Originally published for customers July 24, 2024.
What’s the issue?
Open seasons are a key mechanism for allocating pipeline capacity and gauging market demand for new or expanded infrastructure, though their scope and complexity can vary. The Federal Energy Regulatory Commission (FERC) evaluates the need for a project by considering open seasons and the resulting precedent agreements to demonstrate market demand. This analysis has evolved over the years, adding layers of complexity to the regulatory landscape.
Why does it matter?
Understanding this landscape is crucial for grasping the critical role open seasons play in securing project financing and their potential to influence natural gas prices by signaling future changes in pipeline capacity and regional supply-demand dynamics.
What’s our view?
The market impact of an open season depends on its type, scope, and resulting capacity subscriptions.
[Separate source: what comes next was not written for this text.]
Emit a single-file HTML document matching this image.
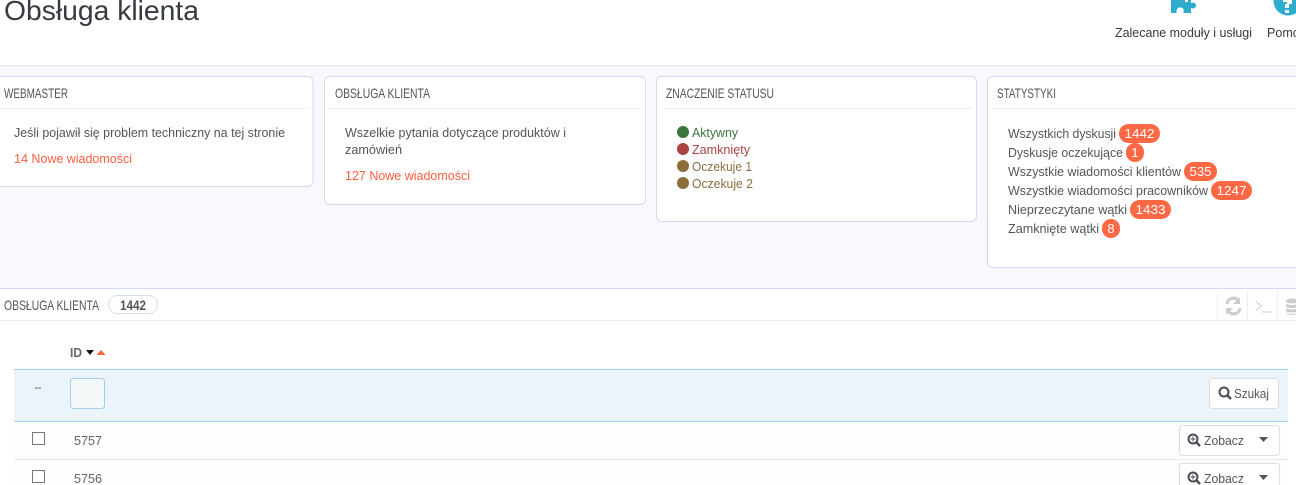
<!DOCTYPE html>
<html lang="pl">
<head>
<meta charset="utf-8">
<title>Obsługa klienta</title>
<style>
html,body{margin:0;padding:0;width:1296px;height:485px;overflow:hidden;background:#fff}
svg{display:block}
text{font-family:"Liberation Sans",sans-serif;font-size:13px;fill:#555}
.h{font-size:14px;fill:#555}
.o{fill:#ff5f3f}
.b{fill:#fff;font-size:13px;text-anchor:middle}
.card{fill:#fff;stroke:#d5daf2;stroke-width:1}
.badge{fill:#fe6845}
</style>
</head>
<body>
<svg width="1296" height="485" viewBox="0 0 1296 485" xmlns="http://www.w3.org/2000/svg">
<rect x="0" y="0" width="1296" height="485" fill="#fff"/>
<rect x="0" y="66" width="1296" height="223" fill="#f8f9ff"/>
<rect x="0" y="65" width="1296" height="1" fill="#dfe3ea"/>

<!-- header -->
<text x="4" y="20" style="font-size:28px;fill:#363a41" textLength="195" lengthAdjust="spacingAndGlyphs">Obsługa klienta</text>
<path d="M1171 0h20v13h-7.500v-2a3.500 3.500 0 0 0-7 0v2h-5.500z" fill="#2eacce"/>
<circle cx="1193" cy="5.500" r="3" fill="#2eacce"/>
<path d="M1177 11a3.500 3.500 0 1 1 7 0" fill="#fff"/>
<rect x="1185" y="0" width="3" height="2" fill="#fff"/>
<circle cx="1288" cy="1" r="14.500" fill="#2eacce"/>
<path d="M1283 0h9v4h-3v4h-4v-4h2v-2h-4z" fill="#fff"/>
<rect x="1285" y="10" width="4" height="3" fill="#fff"/>
<text x="1115" y="37" style="fill:#363a41" textLength="137" lengthAdjust="spacingAndGlyphs">Zalecane moduły i usługi</text>
<text x="1267" y="37" style="fill:#363a41" textLength="39" lengthAdjust="spacingAndGlyphs">Pomoc</text>

<!-- card 1 -->
<rect class="card" x="-20" y="76.500" width="333" height="110" rx="5"/>
<rect x="0" y="108" width="309" height="1" fill="#eeeff1"/>
<text class="h" x="4" y="98" textLength="64" lengthAdjust="spacingAndGlyphs">WEBMASTER</text>
<text x="14" y="137" textLength="271" lengthAdjust="spacingAndGlyphs">Jeśli pojawił się problem techniczny na tej stronie</text>
<text class="o" x="14" y="163" textLength="118" lengthAdjust="spacingAndGlyphs">14 Nowe wiadomości</text>

<!-- card 2 -->
<rect class="card" x="324.500" y="76.500" width="321" height="128" rx="5"/>
<rect x="330" y="108" width="310" height="1" fill="#eeeff1"/>
<text class="h" x="335" y="98" textLength="95" lengthAdjust="spacingAndGlyphs">OBSŁUGA KLIENTA</text>
<text x="345" y="137" textLength="221" lengthAdjust="spacingAndGlyphs">Wszelkie pytania dotyczące produktów i</text>
<text x="345" y="154" textLength="57" lengthAdjust="spacingAndGlyphs">zamówień</text>
<text class="o" x="345" y="180" textLength="125" lengthAdjust="spacingAndGlyphs">127 Nowe wiadomości</text>

<!-- card 3 -->
<rect class="card" x="656.500" y="76.500" width="320" height="145" rx="5"/>
<rect x="661" y="108" width="311" height="1" fill="#eeeff1"/>
<text class="h" x="666" y="98" textLength="108" lengthAdjust="spacingAndGlyphs">ZNACZENIE STATUSU</text>
<circle cx="683" cy="132" r="6" fill="#3c763d"/>
<circle cx="683" cy="149" r="6" fill="#a94442"/>
<circle cx="683" cy="166" r="6" fill="#8a6d3b"/>
<circle cx="683" cy="183" r="6" fill="#8a6d3b"/>
<text x="692" y="137" style="fill:#3c763d" textLength="46" lengthAdjust="spacingAndGlyphs">Aktywny</text>
<text x="692" y="154" style="fill:#a94442" textLength="58" lengthAdjust="spacingAndGlyphs">Zamknięty</text>
<text x="692" y="171" style="fill:#8a6d3b" textLength="60" lengthAdjust="spacingAndGlyphs">Oczekuje 1</text>
<text x="692" y="188" style="fill:#8a6d3b" textLength="61" lengthAdjust="spacingAndGlyphs">Oczekuje 2</text>

<!-- card 4 -->
<rect class="card" x="987.500" y="76.500" width="330" height="191" rx="5"/>
<rect x="992" y="108" width="304" height="1" fill="#eeeff1"/>
<text class="h" x="997" y="98" textLength="59" lengthAdjust="spacingAndGlyphs">STATYSTYKI</text>
<text x="1008" y="138" textLength="108" lengthAdjust="spacingAndGlyphs">Wszystkich dyskusji</text>
<text x="1008" y="157" textLength="115" lengthAdjust="spacingAndGlyphs">Dyskusje oczekujące</text>
<text x="1008" y="176" textLength="173" lengthAdjust="spacingAndGlyphs">Wszystkie wiadomości klientów</text>
<text x="1008" y="195" textLength="200" lengthAdjust="spacingAndGlyphs">Wszystkie wiadomości pracowników</text>
<text x="1008" y="214" textLength="119" lengthAdjust="spacingAndGlyphs">Nieprzeczytane wątki</text>
<text x="1008" y="233" textLength="91" lengthAdjust="spacingAndGlyphs">Zamknięte wątki</text>
<rect class="badge" x="1119" y="124" width="41" height="19" rx="9.500"/>
<rect class="badge" x="1126" y="143" width="18" height="19" rx="9"/>
<rect class="badge" x="1184" y="162" width="33" height="19" rx="9.500"/>
<rect class="badge" x="1211" y="181" width="41" height="19" rx="9.500"/>
<rect class="badge" x="1130" y="200" width="41" height="19" rx="9.500"/>
<rect class="badge" x="1102" y="219" width="18" height="19" rx="9"/>
<text class="b" x="1139.500" y="138" textLength="30" lengthAdjust="spacingAndGlyphs">1442</text>
<text class="b" x="1135" y="157">1</text>
<text class="b" x="1200.500" y="176" textLength="22" lengthAdjust="spacingAndGlyphs">535</text>
<text class="b" x="1231.500" y="195" textLength="30" lengthAdjust="spacingAndGlyphs">1247</text>
<text class="b" x="1150.500" y="214" textLength="30" lengthAdjust="spacingAndGlyphs">1433</text>
<text class="b" x="1111" y="233">8</text>

<!-- panel -->
<rect x="0" y="289" width="1296" height="196" fill="#fff"/>
<rect x="0" y="288" width="1296" height="1" fill="#d5daf2"/>
<rect x="0" y="320" width="1296" height="1" fill="#eeeff1"/>
<text class="h" x="4" y="310" textLength="95" lengthAdjust="spacingAndGlyphs">OBSŁUGA KLIENTA</text>
<rect x="108.500" y="295.500" width="49" height="18" rx="9" fill="#fff" stroke="#dcdfe3"/>
<text x="120" y="310" style="font-size:14px;font-weight:bold;fill:#555" textLength="26" lengthAdjust="spacingAndGlyphs">1442</text>

<rect x="1217" y="291" width="1" height="29" fill="#eeeff1"/>
<rect x="1247" y="291" width="1" height="29" fill="#eeeff1"/>
<rect x="1277" y="291" width="1" height="29" fill="#eeeff1"/>
<path d="M1227 304a6.500 6.500 0 0 1 11-4" fill="none" stroke="#ccc" stroke-width="3"/>
<path d="M1240 308a6.500 6.500 0 0 1-11 4" fill="none" stroke="#ccc" stroke-width="3"/>
<path d="M1240 297v7h-7zM1226 315v-7h7z" fill="#ccc"/>
<path d="M1255.500 301l6 5-6 5M1262 312h9" fill="none" stroke="#ccc" stroke-width="1"/>
<ellipse cx="1292" cy="301" rx="6" ry="2.500" fill="#ccc"/>
<path d="M1286 303.500c2 2 10 2 12 0v3c-2 2-10 2-12 0zM1286 308c2 2 10 2 12 0v3c-2 2-10 2-12 0zM1286 312.500c2 2 10 2 12 0v1c-2 2-10 2-12 0z" fill="#ccc"/>

<!-- table head -->
<text x="70" y="357" style="font-weight:bold;fill:#656565" textLength="12" lengthAdjust="spacingAndGlyphs">ID</text>
<path d="M86 350h8l-4 5z" fill="#111"/>
<path d="M96.500 355h9l-4.500-5z" fill="#ff5f3f"/>

<!-- filter row -->
<rect x="14" y="369" width="1274" height="53" fill="#ebf4fa"/>
<rect x="14" y="369" width="1274" height="1" fill="#a0d0eb"/>
<rect x="14" y="421" width="1274" height="1" fill="#a0d0eb"/>
<text x="34.500" y="391" style="font-size:11px;fill:#444" textLength="7">- -</text>
<rect x="70.500" y="378.500" width="34" height="30" rx="3" fill="#f5f8f9" stroke="#a0d0eb"/>
<rect x="1209.500" y="378.500" width="69" height="30" rx="3" fill="#fff" stroke="#dcdfe3"/>
<circle cx="1224" cy="392" r="4.500" fill="none" stroke="#4a4f55" stroke-width="2"/>
<path d="M1227.500 395.500l3.500 3.500" stroke="#4a4f55" stroke-width="2.500"/>
<text x="1234" y="398" style="fill:#555" textLength="35" lengthAdjust="spacingAndGlyphs">Szukaj</text>

<!-- rows -->
<rect x="14" y="422" width="1274" height="37" fill="#fcfdfe"/>
<rect x="14" y="459" width="1274" height="1" fill="#eaedef"/>
<rect x="14" y="460" width="1274" height="25" fill="#fcfdfe"/>

<rect x="32.500" y="432.500" width="12" height="12" fill="#fff" stroke="#777"/>
<rect x="32.500" y="470.500" width="12" height="12" fill="#fff" stroke="#777"/>
<text x="74" y="445" style="fill:#666" textLength="28" lengthAdjust="spacingAndGlyphs">5757</text>
<text x="74" y="483" style="fill:#666" textLength="28" lengthAdjust="spacingAndGlyphs">5756</text>

<rect x="1179.500" y="425.500" width="100" height="30" rx="3" fill="#fff" stroke="#dcdfe3"/>
<circle cx="1193" cy="439" r="4.500" fill="none" stroke="#4a4f55" stroke-width="2"/>
<path d="M1196.500 442.500l3.500 3.500" stroke="#4a4f55" stroke-width="2.500"/>
<path d="M1190.500 439h5M1193 436.500v5" stroke="#4a4f55" stroke-width="1"/>
<text x="1204" y="445" style="fill:#555" textLength="40" lengthAdjust="spacingAndGlyphs">Zobacz</text>
<path d="M1259 437h9l-4.500 5z" fill="#555"/>

<rect x="1179.500" y="463.500" width="100" height="30" rx="3" fill="#fff" stroke="#dcdfe3"/>
<circle cx="1193" cy="477" r="4.500" fill="none" stroke="#4a4f55" stroke-width="2"/>
<path d="M1196.500 480.500l3.500 3.500" stroke="#4a4f55" stroke-width="2.500"/>
<path d="M1190.500 477h5M1193 474.500v5" stroke="#4a4f55" stroke-width="1"/>
<text x="1204" y="483" style="fill:#555" textLength="40" lengthAdjust="spacingAndGlyphs">Zobacz</text>
<path d="M1259 475h9l-4.500 5z" fill="#555"/>
</svg>
</body>
</html>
While FERC has not established a clear threshold for how much subscribed capacity a project must have to demonstrate sufficient market demand, its evolving analysis reveals that substantial precedent agreements can overcome property rights issues but general assertions of need are insufficient, particularly when extensive eminent domain is required.
Open seasons are a key mechanism for allocating pipeline capacity and gauging market demand for new or expanded infrastructure, though their scope and complexity can vary. The Federal Energy Regulatory Commission (FERC) evaluates the need for a project by considering open seasons and the resulting precedent agreements to demonstrate market demand. This analysis has evolved over the years, adding layers of complexity to the regulatory landscape.
Understanding this landscape is crucial for grasping the critical role open seasons play in securing project financing and their potential to influence natural gas prices by signaling future changes in pipeline capacity and regional supply-demand dynamics.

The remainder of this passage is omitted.